Deciding when and how to use pick-off attempts will be a new challenge for coaches and pitchers this season. (Photo by David J. Griffin/Icon Sportswire via Getty Images)
Deciding when and how to use pick-off attempts will be a new challenge for coaches and pitchers this season. (Photo by David J. Griffin/Icon Sportswire via Getty Images)

This is the new game within the game. The rule changes all have carefully studied intended effects, but maybe even more importantly, they also force adaptation. The most successful teams will anticipate and exploit how their opponents will adapt, mining their experiences to inflict on opponents the circumstances that make their players the most uncomfortable.

For instance, Wooten realized that hitters, too, felt the pressure of the ticking clock and could force a reset by calling a timeout only once per at-bat.
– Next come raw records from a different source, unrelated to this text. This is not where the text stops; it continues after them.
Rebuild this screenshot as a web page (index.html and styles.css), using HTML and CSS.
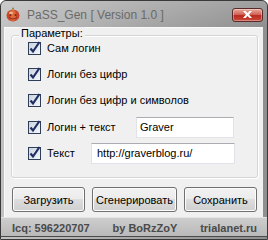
FILE: index.html
```html
<!DOCTYPE html>
<html lang="ru">
<head>
    <meta charset="UTF-8">
    <title>PaSS_Gen</title>
    <link rel="stylesheet" href="styles.css">
</head>
<body>
    <div class="window">
        <div class="titlebar">
            <svg class="app-icon" width="14" height="15" viewBox="0 0 14 15">
                <path d="M6 2 L7 0 L8 2" fill="#6b7d2e"/>
                <ellipse cx="7" cy="8.5" rx="6.5" ry="6" fill="#c9472a"/>
                <ellipse cx="7" cy="8.5" rx="3" ry="6" fill="#e06a3a"/>
                <ellipse cx="5" cy="6" rx="2" ry="1.5" fill="#f4b48a"/>
                <path d="M3 10 Q7 14 11 10" fill="none" stroke="#8c2a16" stroke-width="1"/>
                <circle cx="4.5" cy="8" r="1" fill="#7a2410"/>
                <circle cx="9.5" cy="8" r="1" fill="#7a2410"/>
            </svg>
            <span class="title">PaSS_Gen [ Version 1.0 ]</span>
            <div class="close-btn">
                <svg width="9" height="7" viewBox="0 0 9 7">
                    <path d="M0 0 H2.5 L4.5 2 L6.5 0 H9 L6 3.5 L9 7 H6.5 L4.5 5 L2.5 7 H0 L3 3.5 Z" fill="#fff"/>
                </svg>
            </div>
        </div>

        <div class="client">
            <div class="group">
                <span class="group-title">Параметры:</span>
                <div class="option">
                    <svg class="check" width="14" height="14" viewBox="0 0 14 14">
                        <rect x="0.5" y="1.5" width="12" height="12" fill="url(#cbg)" stroke="#2f3e58"/>
                        <path d="M2.5 7.5 L5 10.5 L11.5 1" fill="none" stroke="#1f2f63" stroke-width="2.2"/>
                    </svg>
                    <span>Сам логин</span>
                </div>
                <div class="option">
                    <svg class="check" width="14" height="14" viewBox="0 0 14 14">
                        <rect x="0.5" y="1.5" width="12" height="12" fill="url(#cbg)" stroke="#2f3e58"/>
                        <path d="M2.5 7.5 L5 10.5 L11.5 1" fill="none" stroke="#1f2f63" stroke-width="2.2"/>
                    </svg>
                    <span>Логин без цифр</span>
                </div>
                <div class="option">
                    <svg class="check" width="14" height="14" viewBox="0 0 14 14">
                        <rect x="0.5" y="1.5" width="12" height="12" fill="url(#cbg)" stroke="#2f3e58"/>
                        <path d="M2.5 7.5 L5 10.5 L11.5 1" fill="none" stroke="#1f2f63" stroke-width="2.2"/>
                    </svg>
                    <span>Логин без цифр и символов</span>
                </div>
                <div class="option option-input">
                    <svg class="check" width="14" height="14" viewBox="0 0 14 14">
                        <rect x="0.5" y="1.5" width="12" height="12" fill="url(#cbg)" stroke="#2f3e58"/>
                        <path d="M2.5 7.5 L5 10.5 L11.5 1" fill="none" stroke="#1f2f63" stroke-width="2.2"/>
                    </svg>
                    <span class="label-wide">Логин + текст</span>
                    <input class="field field-short" type="text" value="Graver">
                </div>
                <div class="option">
                    <svg class="check" width="14" height="14" viewBox="0 0 14 14">
                        <rect x="0.5" y="1.5" width="12" height="12" fill="url(#cbg)" stroke="#2f3e58"/>
                        <path d="M2.5 7.5 L5 10.5 L11.5 1" fill="none" stroke="#1f2f63" stroke-width="2.2"/>
                    </svg>
                    <span class="label-narrow">Текст</span>
                    <input class="field field-long" type="text" value="http://graverblog.ru/">
                </div>
            </div>

            <div class="buttons">
                <button class="btn btn-load">Загрузить</button>
                <button class="btn btn-gen">Сгенерировать</button>
                <button class="btn btn-save">Сохранить</button>
            </div>
        </div>

        <div class="statusbar">
            <span>Icq: 596220707</span>
            <span>by BoRzZoY</span>
            <span>trialanet.ru</span>
        </div>
    </div>

    <svg width="0" height="0" class="defs">
        <defs>
            <linearGradient id="cbg" x1="0" y1="0" x2="1" y2="1">
                <stop offset="0" stop-color="#c9d2de"/>
                <stop offset="1" stop-color="#f6f8fa"/>
            </linearGradient>
        </defs>
    </svg>
</body>
</html>
```

FILE: styles.css
```css
* {
    box-sizing: border-box;
}

body {
    margin: 0;
    font-family: "Liberation Sans", Arial, sans-serif;
    font-size: 11px;
    background: #fff;
}

.defs {
    display: block;
}

.window {
    width: 268px;
    height: 240px;
    display: flex;
    flex-direction: column;
    background: linear-gradient(to right, #c2c2c2, #a8a8a8 50%, #8f8f8f);
    border: 1px solid #3a3a3a;
    border-radius: 6px 6px 0 0;
    overflow: hidden;
}

.titlebar {
    height: 26px;
    display: flex;
    align-items: center;
    flex-shrink: 0;
    padding-left: 5px;
    background: linear-gradient(to bottom, rgba(255,255,255,0.15), rgba(0,0,0,0));
}

.app-icon {
    margin-right: 7px;
    margin-top: 1px;
}

.title {
    color: #6a6a6a;
    font-size: 12px;
    margin-top: 1px;
}

.close-btn {
    margin-left: auto;
    margin-right: 4px;
    margin-top: 1px;
    width: 31px;
    height: 14px;
    border: 1px solid #5a2a2a;
    border-radius: 3px;
    background: linear-gradient(to bottom, #e7a99a, #d4665a 45%, #b8291f 55%, #cc4a3c);
    display: flex;
    align-items: center;
    justify-content: center;
    box-shadow: inset 0 0 0 1px rgba(255,255,255,0.35);
}

.client {
    margin: 0 4px 0 3px;
    height: 190px;
    background: #f0f0f0;
    border-left: 1px solid #fafafa;
    border-top: 1px solid #fafafa;
    display: flex;
    flex-direction: column;
}

.group {
    margin: 7px 5px 0 6px;
    padding: 0 0 0 16px;
    height: 143px;
    border: 1px solid #d5d5d5;
    border-radius: 3px;
    box-shadow: inset 1px 1px 0 #fff, 1px 1px 0 #fff;
}

.group-title {
    display: block;
    width: max-content;
    height: 13px;
    line-height: 13px;
    margin: -9px 0 0 -9px;
    padding: 0 2px;
    background: #f0f0f0;
    color: #000;
}

.option {
    display: flex;
    align-items: center;
    height: 26px;
    color: #000;
}

.group-title + .option {
    margin-top: -5px;
}

.option-input {
    margin-top: 1px;
}

.check {
    margin-right: 5px;
    margin-top: -1px;
    flex-shrink: 0;
}

.label-wide {
    width: 89px;
}

.label-narrow {
    width: 44px;
}

.field {
    height: 21px;
    border: 1px solid #e2e3ea;
    border-top-color: #abadb3;
    background: #fff;
    font-family: inherit;
    font-size: 11px;
    padding: 0 3px;
    color: #000;
}

.field-short {
    width: 98px;
}

.field-long {
    width: 144px;
    padding-left: 5px;
}

.buttons {
    display: flex;
    gap: 7px;
    margin: 9px 5px 0 7px;
}

.btn {
    height: 25px;
    border: 1px solid #707070;
    border-radius: 3px;
    background: linear-gradient(to bottom, #f2f2f2, #ebebeb 50%, #dddddd 50%, #cfcfcf);
    box-shadow: inset 0 0 0 1px #fcfcfc;
    font-family: inherit;
    font-size: 11px;
    color: #000;
    padding: 0;
}

.btn-load {
    width: 73px;
}

.btn-gen {
    width: 85px;
}

.btn-save {
    width: 73px;
}

.statusbar {
    height: 20px;
    display: flex;
    justify-content: space-between;
    align-items: center;
    padding: 1px 10px 0 11px;
    background: linear-gradient(to bottom, #cdcdcd, #b9b9b9);
    border-top: 1px solid #e4e4e4;
    border-bottom: 1px solid #4a4a4a;
    color: #4a4a4a;
    font-weight: bold;
    font-size: 11px;
}
```
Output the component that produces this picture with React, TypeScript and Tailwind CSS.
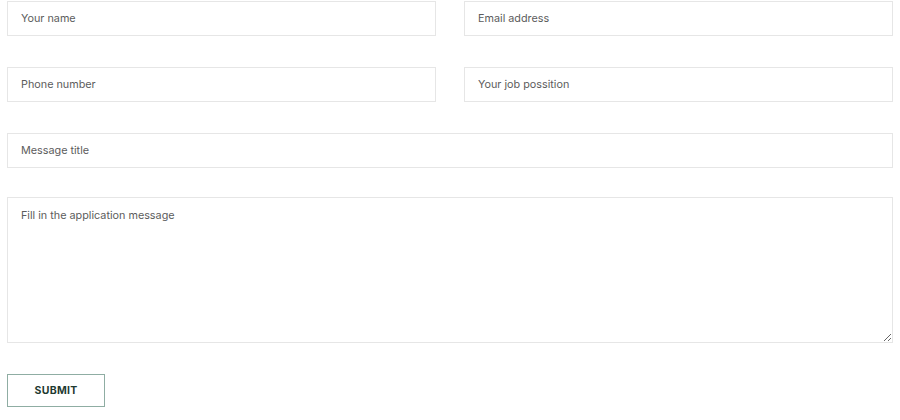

“Hitters do not like to stand in the box while the pitcher is just staring at them holding the ball, especially when he comes set,” he said. “So if a hitter calls timeout, that next pitch we're taking that bad boy down to one second and making him stand there. You just have to take these things and figure out a way to turn it into a positive and use it to your advantage.”

Both minor-league coaches said the number of clock infractions and the general disruptiveness of the new rules declined over the course of the season. MLB is counting on that; they want a quicker game with more action on the basepaths, something that resembles baseball of yore, not a showcase for increasingly esoteric regulations. Guys will adjust because they have to.

“I look at it as this: Pitching is so good now that our game is trying to figure out how to create more offense, more chaos,” Wooten said. “So pitchers just have to say, ‘OK, that's how good we are. We'll adjust this plan, too, and still be that good.’

“That's the message that we tried to send to our players, at least.”